# Dataset section:
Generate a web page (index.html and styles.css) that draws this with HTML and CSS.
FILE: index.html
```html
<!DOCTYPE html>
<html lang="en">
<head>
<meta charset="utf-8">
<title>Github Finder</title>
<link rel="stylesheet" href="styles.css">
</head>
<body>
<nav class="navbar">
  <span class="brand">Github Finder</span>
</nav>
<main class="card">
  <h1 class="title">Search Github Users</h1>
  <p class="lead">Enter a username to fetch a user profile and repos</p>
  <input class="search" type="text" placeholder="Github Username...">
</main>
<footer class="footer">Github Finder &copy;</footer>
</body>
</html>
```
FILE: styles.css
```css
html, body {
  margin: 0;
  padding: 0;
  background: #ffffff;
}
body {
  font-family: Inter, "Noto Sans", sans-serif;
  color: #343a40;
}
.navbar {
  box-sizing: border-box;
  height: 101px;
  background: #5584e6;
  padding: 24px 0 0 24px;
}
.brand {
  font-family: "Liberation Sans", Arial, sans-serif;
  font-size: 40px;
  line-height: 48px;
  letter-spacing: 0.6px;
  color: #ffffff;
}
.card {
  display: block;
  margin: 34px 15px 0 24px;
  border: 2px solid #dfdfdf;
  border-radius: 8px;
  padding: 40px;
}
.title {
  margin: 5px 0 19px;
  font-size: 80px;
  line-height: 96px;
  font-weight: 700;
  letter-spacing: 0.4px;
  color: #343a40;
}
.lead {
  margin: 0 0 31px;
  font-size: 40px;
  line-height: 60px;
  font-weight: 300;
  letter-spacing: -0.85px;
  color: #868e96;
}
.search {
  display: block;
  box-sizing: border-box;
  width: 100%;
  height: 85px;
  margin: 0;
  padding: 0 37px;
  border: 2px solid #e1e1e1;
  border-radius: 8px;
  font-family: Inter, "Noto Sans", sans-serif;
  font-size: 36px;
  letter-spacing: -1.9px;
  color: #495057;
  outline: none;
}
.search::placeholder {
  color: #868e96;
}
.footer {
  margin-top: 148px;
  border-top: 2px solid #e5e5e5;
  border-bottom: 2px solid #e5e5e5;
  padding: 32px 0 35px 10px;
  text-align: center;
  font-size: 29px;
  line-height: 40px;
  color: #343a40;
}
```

# Exercise prompt:
Out of the material above, select every line that holds the string "styles".

# Solution below:
Generate a web page (index.html and styles.css) that draws this with HTML and CSS.
<link rel="stylesheet" href="styles.css">
FILE: styles.css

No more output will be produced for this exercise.